I’m happy to see sexual assault getting more media attention these days, stemming from the Penn State scandal. I can only hope this will continue to snowball – to include family court cases, for example.
The New York Times ran this article and has a follow up next week on the care of victims:
The twice victimized of sexual assault
It is all too easy to see why. More often than not, women who bring charges of sexual assault are victims twice over, treated by the legal system and sometimes by the news media as lying until proved truthful.
“There is no other crime I can think of where the victim is more victimized,” said Rebecca Campbell, a professor of psychology at Michigan State University who for 20 years has been studying what happens legally and medically to women who are raped. “The victim is always on trial. Rape is treated very differently than other felonies.”
So, too, are the victims of lesser sexual assaults. In 1991, when Anita Hill, a lawyer and academic, told Congress that the Supreme Court nominee Clarence Thomas had sexually harassed her repeatedly when she worked for him, Ms. Hill was vilified as a character assassin and liar acting on behalf of abortion-rights advocates.
Credibility became the issue, too, for Nafissatou Diallo, an immigrant chambermaid who accused the head of the International Monetary Fund, Dominique Strauss-Kahn, of forcing her to perform fellatio in a Manhattan hotel room. Prosecutors eventually dropped the case after concluding that Ms. Diallo had lied on her immigration form and about other matters, though not directly about the encounter with Mr. Strauss-Kahn.

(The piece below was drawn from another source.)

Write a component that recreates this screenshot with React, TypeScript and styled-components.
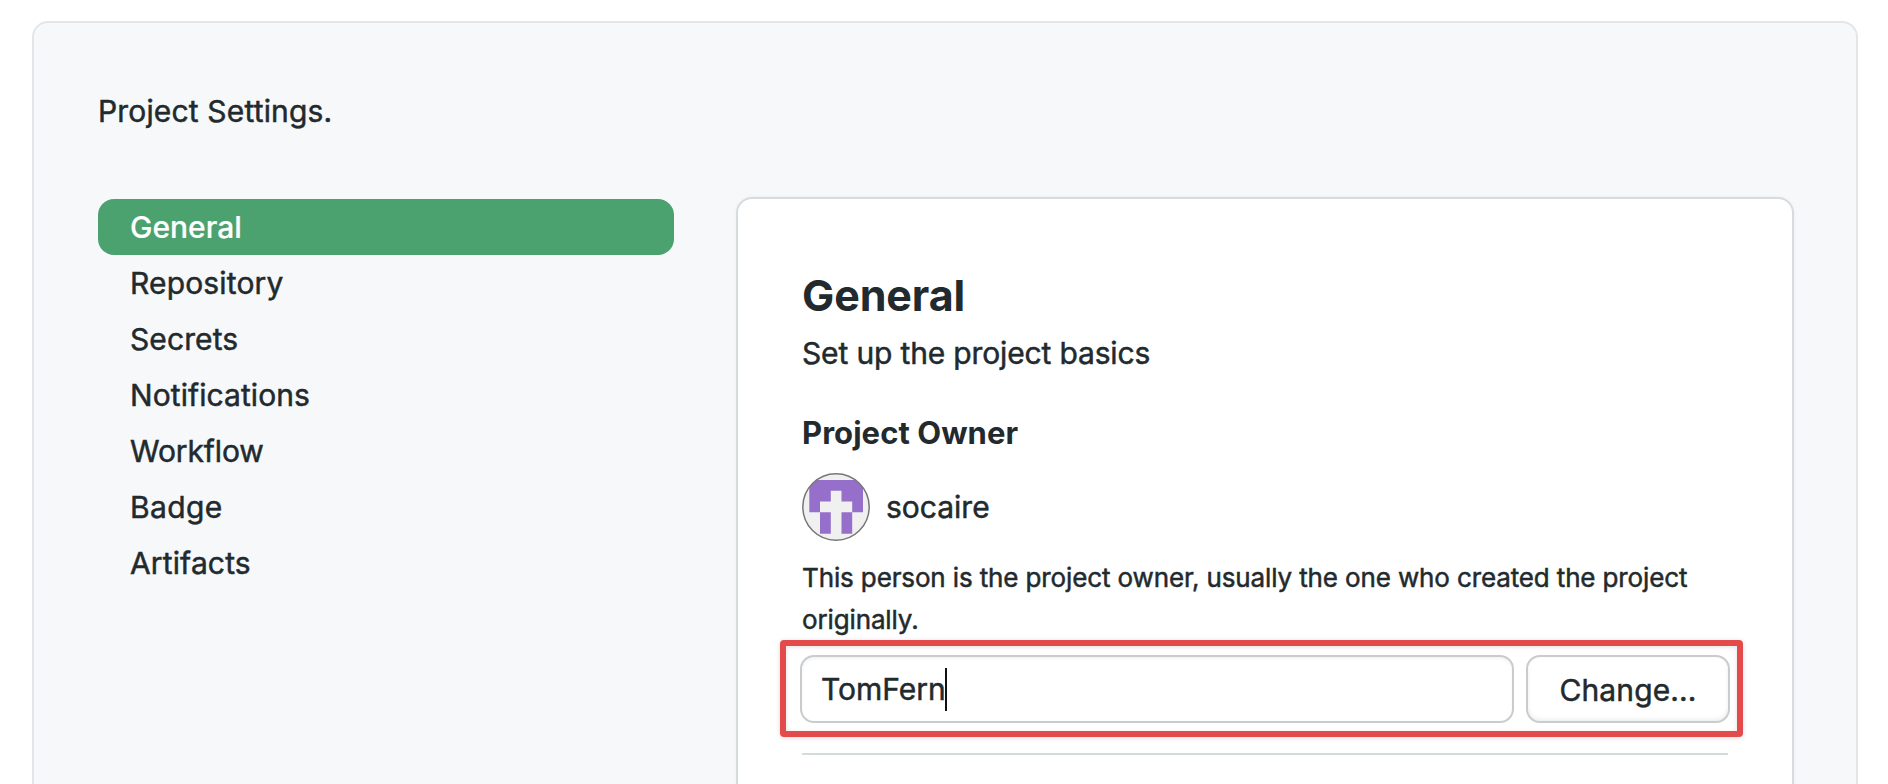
import React from 'react';
import styled, { createGlobalStyle } from 'styled-components';

const GlobalStyle = createGlobalStyle`
  *, *::before, *::after { box-sizing: border-box; }
  body {
    margin: 0;
    background: #fff;
    color: #222a2d;
    font-family: Inter, "Liberation Sans", sans-serif;
    font-size: 30px;
    line-height: 48px;
    -webkit-text-stroke: 0.5px currentColor;
  }
  h1, h2, h3, p, ul { margin: 0; padding: 0; }
`;

const Page = styled.main`
  height: 784px;
  padding: 21px 30px 0 32px;
  overflow: hidden;
`;

const Panel = styled.section`
  height: 840px;
  padding: 64px;
  background: #f7f8fa;
  border: 2px solid #e3e6e8;
  border-radius: 16px;
`;

const PageTitle = styled.h1`
  font-size: 30px;
  font-weight: 400;
  line-height: 48px;
  letter-spacing: 0.16px;
`;

const Columns = styled.div`
  display: grid;
  grid-template-columns: 576px 1fr;
  column-gap: 62px;
  margin-top: 62px;
`;

const Nav = styled.ul`
  padding-top: 2px;
  list-style: none;
`;

const NavItem = styled.li<{ $active?: boolean; $tracking?: number }>`
  height: 56px;
  padding: 0 32px;
  border-radius: 16px;
  line-height: 56px;
  letter-spacing: ${({ $tracking = 0 }) => $tracking}px;
  font-weight: ${({ $active }) => ($active ? 500 : 400)};
  color: ${({ $active }) => ($active ? '#fff' : 'inherit')};
  background: ${({ $active }) => ($active ? '#4ba26f' : 'transparent')};
  -webkit-text-stroke-width: ${({ $active }) => ($active ? '0.2px' : '0.5px')};
`;

const Card = styled.section`
  height: 700px;
  margin-right: -2px;
  padding: 64px;
  background: #fff;
  border: 2px solid #d6dbde;
  border-radius: 16px;
  box-shadow: 0 0 4px rgba(0, 0, 0, 0.04);
`;

const CardTitle = styled.h2`
  font-size: 43px;
  font-weight: 700;
  line-height: 64px;
  letter-spacing: -0.1px;
  -webkit-text-stroke-width: 0;
`;

const Subtitle = styled.p`
  margin-top: 2px;
  letter-spacing: -0.15px;
`;

const SectionTitle = styled.h3`
  margin-top: 32px;
  font-size: 31px;
  font-weight: 700;
  line-height: 48px;
  letter-spacing: 0.06px;
  -webkit-text-stroke-width: 0;
`;

const Owner = styled.div`
  display: flex;
  align-items: center;
  gap: 16px;
  margin-top: 16px;
`;

const Avatar = styled.svg`
  display: block;
  width: 68px;
  height: 68px;
`;

const Hint = styled.p`
  margin-top: 16px;
  font-size: 26px;
  line-height: 42px;
  letter-spacing: -0.13px;
`;

const FieldRow = styled.div`
  position: relative;
  display: flex;
  gap: 12px;
  margin: 14px -2px 0;
`;

const TextField = styled.div`
  display: flex;
  align-items: center;
  flex: 1;
  height: 68px;
  padding-left: 19px;
  background: #fff;
  border: 2px solid #c9cccf;
  border-radius: 14px;
  box-shadow: inset 0 2px 3px rgba(0, 0, 0, 0.05);
`;

const Caret = styled.span`
  width: 2px;
  height: 43px;
  margin-left: -1px;
  background: #111;
`;

const ChangeButton = styled.button`
  width: 204px;
  height: 68px;
  padding: 2px 0 0;
  color: inherit;
  font: inherit;
  letter-spacing: 0.1px;
  text-align: center;
  background: #fff;
  border: 2px solid #c9cccf;
  border-radius: 14px;
  box-shadow: inset 0 -2px 4px rgba(0, 0, 0, 0.07);
`;

const Highlight = styled.div`
  position: absolute;
  top: -15px;
  left: -20.5px;
  width: 963.5px;
  height: 97px;
  border: 6px solid #e34a4c;
  border-radius: 4px;
  box-shadow: 0 1px 5px rgba(90, 30, 30, 0.16), inset 0 1px 5px rgba(90, 30, 30, 0.14);
  pointer-events: none;
`;

const Divider = styled.hr`
  height: 2px;
  margin: 30px 0 0;
  border: 0;
  background: #d5dadd;
`;

const navItems = [
  { label: 'General', active: true, tracking: 0 },
  { label: 'Repository', tracking: 0.16 },
  { label: 'Secrets', tracking: 0.1 },
  { label: 'Notifications', tracking: 0.08 },
  { label: 'Workflow', tracking: -0.1 },
  { label: 'Badge', tracking: 0.4 },
  { label: 'Artifacts', tracking: 0.14 },
];

function OwnerAvatar() {
  return (
    <Avatar viewBox="0 0 68 68" aria-hidden="true">
      <defs>
        <clipPath id="avatar-circle">
          <circle cx="34" cy="34" r="33.3" />
        </clipPath>
      </defs>
      <g clipPath="url(#avatar-circle)">
        <rect width="68" height="68" fill="#f0f0f0" />
        <path
          fill="#956fca"
          d="M7.3 7H61v32.2H50.2V28.5H39.5V17.8H28.8v10.7H18v10.7H7.3zM18 39.2h10.8v21.5H18zM39.5 39.2h10.7v21.5H39.5z"
        />
      </g>
      <circle cx="34" cy="34" r="33.2" fill="none" stroke="#777" strokeWidth="1.5" />
    </Avatar>
  );
}

export default function App() {
  return (
    <>
      <GlobalStyle />
      <Page>
        <Panel>
          <PageTitle>Project Settings.</PageTitle>
          <Columns>
            <Nav>
              {navItems.map(({ label, active, tracking }) => (
                <NavItem key={label} $active={active} $tracking={tracking}>
                  {label}
                </NavItem>
              ))}
            </Nav>
            <Card>
              <CardTitle>General</CardTitle>
              <Subtitle>Set up the project basics</Subtitle>
              <SectionTitle>Project Owner</SectionTitle>
              <Owner>
                <OwnerAvatar />
                <span>socaire</span>
              </Owner>
              <Hint>
                This person is the project owner, usually the one who created the project originally.
              </Hint>
              <FieldRow>
                <TextField>
                  <span>TomFern</span>
                  <Caret />
                </TextField>
                <ChangeButton type="button">Change...</ChangeButton>
                <Highlight />
              </FieldRow>
              <Divider />
            </Card>
          </Columns>
        </Panel>
      </Page>
    </>
  );
}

When four women, two of whom identified themselves publicly, said they had been sexually harassed by Herman Cain, the Republican presidential hopeful, they, too, were called liars, perhaps hired by his opponents.
Charges of sexual harassment often boil down to “she said-he said” with no tangible evidence of what really took place. But even when there is DNA evidence of a completed sexual act, as there was in the Strauss-Kahn case, the accused commonly claim that the sex was consensual, not a crime.